§ DATA SEGMENT:
⟨

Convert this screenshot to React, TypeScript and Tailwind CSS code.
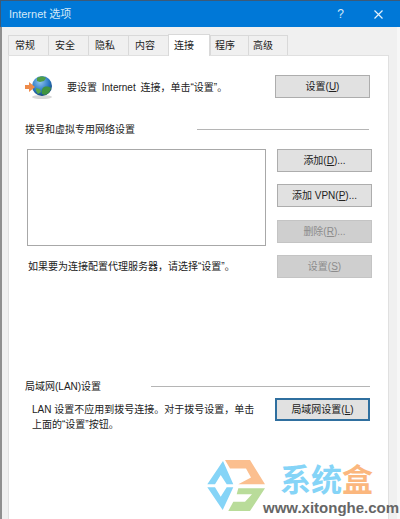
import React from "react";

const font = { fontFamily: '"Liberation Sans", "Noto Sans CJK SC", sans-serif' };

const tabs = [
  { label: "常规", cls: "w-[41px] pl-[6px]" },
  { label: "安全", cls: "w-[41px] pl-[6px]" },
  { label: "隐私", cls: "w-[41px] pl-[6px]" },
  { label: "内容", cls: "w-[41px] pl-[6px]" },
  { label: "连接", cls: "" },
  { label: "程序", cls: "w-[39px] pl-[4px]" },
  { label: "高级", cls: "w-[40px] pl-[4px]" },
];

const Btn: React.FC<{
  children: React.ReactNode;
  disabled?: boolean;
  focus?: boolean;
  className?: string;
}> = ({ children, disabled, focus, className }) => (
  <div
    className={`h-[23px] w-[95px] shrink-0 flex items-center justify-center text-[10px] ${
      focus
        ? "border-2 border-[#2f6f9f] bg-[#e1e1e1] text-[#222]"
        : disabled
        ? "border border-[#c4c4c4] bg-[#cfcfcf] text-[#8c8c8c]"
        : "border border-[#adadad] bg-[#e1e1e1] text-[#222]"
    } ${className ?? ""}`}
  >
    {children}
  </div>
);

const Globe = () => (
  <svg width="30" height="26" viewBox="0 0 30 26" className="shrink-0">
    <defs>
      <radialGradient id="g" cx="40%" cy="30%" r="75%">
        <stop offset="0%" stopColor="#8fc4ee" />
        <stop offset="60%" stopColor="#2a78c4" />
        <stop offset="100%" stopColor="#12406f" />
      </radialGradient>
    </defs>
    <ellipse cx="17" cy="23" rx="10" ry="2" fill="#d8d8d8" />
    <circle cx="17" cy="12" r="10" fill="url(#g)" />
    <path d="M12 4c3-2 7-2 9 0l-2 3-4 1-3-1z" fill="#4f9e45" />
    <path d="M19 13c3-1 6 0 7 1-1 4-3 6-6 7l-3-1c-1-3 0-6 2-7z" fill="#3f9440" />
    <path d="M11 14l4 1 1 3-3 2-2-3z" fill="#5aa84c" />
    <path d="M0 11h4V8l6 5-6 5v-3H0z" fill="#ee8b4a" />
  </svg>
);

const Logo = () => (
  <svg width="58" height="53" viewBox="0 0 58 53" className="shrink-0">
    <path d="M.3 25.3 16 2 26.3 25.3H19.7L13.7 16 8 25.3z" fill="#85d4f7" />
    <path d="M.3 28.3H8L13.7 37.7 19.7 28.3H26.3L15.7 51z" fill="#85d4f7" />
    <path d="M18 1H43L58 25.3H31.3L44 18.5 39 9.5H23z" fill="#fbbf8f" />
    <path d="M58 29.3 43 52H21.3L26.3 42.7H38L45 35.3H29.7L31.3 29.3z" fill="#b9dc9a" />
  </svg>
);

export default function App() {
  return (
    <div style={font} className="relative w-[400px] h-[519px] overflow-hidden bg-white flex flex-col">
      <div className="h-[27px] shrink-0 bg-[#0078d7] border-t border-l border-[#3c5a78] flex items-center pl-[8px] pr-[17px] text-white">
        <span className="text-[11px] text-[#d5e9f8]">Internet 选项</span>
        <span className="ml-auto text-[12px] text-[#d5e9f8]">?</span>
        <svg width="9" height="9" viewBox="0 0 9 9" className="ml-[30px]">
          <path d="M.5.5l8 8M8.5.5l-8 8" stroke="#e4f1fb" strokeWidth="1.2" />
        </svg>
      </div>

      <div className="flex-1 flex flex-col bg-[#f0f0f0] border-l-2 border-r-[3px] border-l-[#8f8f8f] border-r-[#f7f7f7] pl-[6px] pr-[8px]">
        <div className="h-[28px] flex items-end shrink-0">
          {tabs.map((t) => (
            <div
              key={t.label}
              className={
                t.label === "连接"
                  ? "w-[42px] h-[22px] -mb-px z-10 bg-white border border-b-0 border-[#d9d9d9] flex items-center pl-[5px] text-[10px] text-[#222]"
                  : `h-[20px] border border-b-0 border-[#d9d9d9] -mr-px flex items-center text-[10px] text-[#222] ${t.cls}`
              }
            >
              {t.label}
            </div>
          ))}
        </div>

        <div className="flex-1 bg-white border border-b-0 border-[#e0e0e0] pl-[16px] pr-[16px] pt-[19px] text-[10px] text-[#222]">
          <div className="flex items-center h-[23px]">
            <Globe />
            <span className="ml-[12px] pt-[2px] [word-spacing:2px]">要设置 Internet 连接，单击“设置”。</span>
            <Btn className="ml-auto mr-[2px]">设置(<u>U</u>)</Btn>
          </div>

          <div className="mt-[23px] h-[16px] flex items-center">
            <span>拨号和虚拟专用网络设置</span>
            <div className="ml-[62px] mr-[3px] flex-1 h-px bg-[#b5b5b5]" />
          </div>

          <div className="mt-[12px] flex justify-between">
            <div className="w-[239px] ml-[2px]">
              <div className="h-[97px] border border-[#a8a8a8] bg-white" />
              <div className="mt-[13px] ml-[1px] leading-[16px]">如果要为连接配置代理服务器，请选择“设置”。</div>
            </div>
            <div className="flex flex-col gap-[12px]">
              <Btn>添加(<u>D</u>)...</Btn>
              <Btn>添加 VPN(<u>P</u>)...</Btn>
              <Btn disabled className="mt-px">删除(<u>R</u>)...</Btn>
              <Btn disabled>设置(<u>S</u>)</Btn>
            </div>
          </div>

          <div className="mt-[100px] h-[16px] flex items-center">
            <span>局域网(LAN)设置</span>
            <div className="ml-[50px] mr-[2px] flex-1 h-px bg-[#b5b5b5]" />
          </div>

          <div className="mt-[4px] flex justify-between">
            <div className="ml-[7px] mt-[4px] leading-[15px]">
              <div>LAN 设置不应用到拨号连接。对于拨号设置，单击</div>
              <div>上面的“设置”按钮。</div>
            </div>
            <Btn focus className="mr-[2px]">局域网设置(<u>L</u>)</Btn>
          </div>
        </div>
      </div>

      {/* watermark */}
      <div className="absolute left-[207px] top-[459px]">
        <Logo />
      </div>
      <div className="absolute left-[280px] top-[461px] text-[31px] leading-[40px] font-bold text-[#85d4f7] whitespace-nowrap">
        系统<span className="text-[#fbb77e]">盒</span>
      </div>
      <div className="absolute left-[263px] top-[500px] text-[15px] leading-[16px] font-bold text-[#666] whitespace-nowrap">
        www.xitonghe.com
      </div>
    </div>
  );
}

⟩

§ WHAT YOU WILL DO: Omit any images, then output the listing exactly.

§ PROBLEM SOLUTION:
Convert this screenshot to React, TypeScript and Tailwind CSS code.
import React from "react";

const font = { fontFamily: '"Liberation Sans", "Noto Sans CJK SC", sans-serif' };

const tabs = [
  { label: "常规", cls: "w-[41px] pl-[6px]" },
  { label: "安全", cls: "w-[41px] pl-[6px]" },
  { label: "隐私", cls: "w-[41px] pl-[6px]" },
  { label: "内容", cls: "w-[41px] pl-[6px]" },
  { label: "连接", cls: "" },
  { label: "程序", cls: "w-[39px] pl-[4px]" },
  { label: "高级", cls: "w-[40px] pl-[4px]" },
];

const Btn: React.FC<{
  children: React.ReactNode;
  disabled?: boolean;
  focus?: boolean;
  className?: string;
}> = ({ children, disabled, focus, className }) => (
  <div
    className={`h-[23px] w-[95px] shrink-0 flex items-center justify-center text-[10px] ${
      focus
        ? "border-2 border-[#2f6f9f] bg-[#e1e1e1] text-[#222]"
        : disabled
        ? "border border-[#c4c4c4] bg-[#cfcfcf] text-[#8c8c8c]"
        : "border border-[#adadad] bg-[#e1e1e1] text-[#222]"
    } ${className ?? ""}`}
  >
    {children}
  </div>
);

const Globe = () => (
  <svg width="30" height="26" viewBox="0 0 30 26" className="shrink-0">
    <defs>
      <radialGradient id="g" cx="40%" cy="30%" r="75%">
        <stop offset="0%" stopColor="#8fc4ee" />
        <stop offset="60%" stopColor="#2a78c4" />
        <stop offset="100%" stopColor="#12406f" />
      </radialGradient>
    </defs>
    <ellipse cx="17" cy="23" rx="10" ry="2" fill="#d8d8d8" />
    <circle cx="17" cy="12" r="10" fill="url(#g)" />
    <path d="M12 4c3-2 7-2 9 0l-2 3-4 1-3-1z" fill="#4f9e45" />
    <path d="M19 13c3-1 6 0 7 1-1 4-3 6-6 7l-3-1c-1-3 0-6 2-7z" fill="#3f9440" />
    <path d="M11 14l4 1 1 3-3 2-2-3z" fill="#5aa84c" />
    <path d="M0 11h4V8l6 5-6 5v-3H0z" fill="#ee8b4a" />
  </svg>
);

const Logo = () => (
  <svg width="58" height="53" viewBox="0 0 58 53" className="shrink-0">
    <path d="M.3 25.3 16 2 26.3 25.3H19.7L13.7 16 8 25.3z" fill="#85d4f7" />
    <path d="M.3 28.3H8L13.7 37.7 19.7 28.3H26.3L15.7 51z" fill="#85d4f7" />
    <path d="M18 1H43L58 25.3H31.3L44 18.5 39 9.5H23z" fill="#fbbf8f" />
    <path d="M58 29.3 43 52H21.3L26.3 42.7H38L45 35.3H29.7L31.3 29.3z" fill="#b9dc9a" />
  </svg>
);

export default function App() {
  return (
    <div style={font} className="relative w-[400px] h-[519px] overflow-hidden bg-white flex flex-col">
      <div className="h-[27px] shrink-0 bg-[#0078d7] border-t border-l border-[#3c5a78] flex items-center pl-[8px] pr-[17px] text-white">
        <span className="text-[11px] text-[#d5e9f8]">Internet 选项</span>
        <span className="ml-auto text-[12px] text-[#d5e9f8]">?</span>
        <svg width="9" height="9" viewBox="0 0 9 9" className="ml-[30px]">
          <path d="M.5.5l8 8M8.5.5l-8 8" stroke="#e4f1fb" strokeWidth="1.2" />
        </svg>
      </div>

      <div className="flex-1 flex flex-col bg-[#f0f0f0] border-l-2 border-r-[3px] border-l-[#8f8f8f] border-r-[#f7f7f7] pl-[6px] pr-[8px]">
        <div className="h-[28px] flex items-end shrink-0">
          {tabs.map((t) => (
            <div
              key={t.label}
              className={
                t.label === "连接"
                  ? "w-[42px] h-[22px] -mb-px z-10 bg-white border border-b-0 border-[#d9d9d9] flex items-center pl-[5px] text-[10px] text-[#222]"
                  : `h-[20px] border border-b-0 border-[#d9d9d9] -mr-px flex items-center text-[10px] text-[#222] ${t.cls}`
              }
            >
              {t.label}
            </div>
          ))}
        </div>

        <div className="flex-1 bg-white border border-b-0 border-[#e0e0e0] pl-[16px] pr-[16px] pt-[19px] text-[10px] text-[#222]">
          <div className="flex items-center h-[23px]">
            <Globe />
            <span className="ml-[12px] pt-[2px] [word-spacing:2px]">要设置 Internet 连接，单击“设置”。</span>
            <Btn className="ml-auto mr-[2px]">设置(<u>U</u>)</Btn>
          </div>

          <div className="mt-[23px] h-[16px] flex items-center">
            <span>拨号和虚拟专用网络设置</span>
            <div className="ml-[62px] mr-[3px] flex-1 h-px bg-[#b5b5b5]" />
          </div>

          <div className="mt-[12px] flex justify-between">
            <div className="w-[239px] ml-[2px]">
              <div className="h-[97px] border border-[#a8a8a8] bg-white" />
              <div className="mt-[13px] ml-[1px] leading-[16px]">如果要为连接配置代理服务器，请选择“设置”。</div>
            </div>
            <div className="flex flex-col gap-[12px]">
              <Btn>添加(<u>D</u>)...</Btn>
              <Btn>添加 VPN(<u>P</u>)...</Btn>
              <Btn disabled className="mt-px">删除(<u>R</u>)...</Btn>
              <Btn disabled>设置(<u>S</u>)</Btn>
            </div>
          </div>

          <div className="mt-[100px] h-[16px] flex items-center">
            <span>局域网(LAN)设置</span>
            <div className="ml-[50px] mr-[2px] flex-1 h-px bg-[#b5b5b5]" />
          </div>

          <div className="mt-[4px] flex justify-between">
            <div className="ml-[7px] mt-[4px] leading-[15px]">
              <div>LAN 设置不应用到拨号连接。对于拨号设置，单击</div>
              <div>上面的“设置”按钮。</div>
            </div>
            <Btn focus className="mr-[2px]">局域网设置(<u>L</u>)</Btn>
          </div>
        </div>
      </div>

      {/* watermark */}
      <div className="absolute left-[207px] top-[459px]">
        <Logo />
      </div>
      <div className="absolute left-[280px] top-[461px] text-[31px] leading-[40px] font-bold text-[#85d4f7] whitespace-nowrap">
        系统<span className="text-[#fbb77e]">盒</span>
      </div>
      <div className="absolute left-[263px] top-[500px] text-[15px] leading-[16px] font-bold text-[#666] whitespace-nowrap">
        www.xitonghe.com
      </div>
    </div>
  );
}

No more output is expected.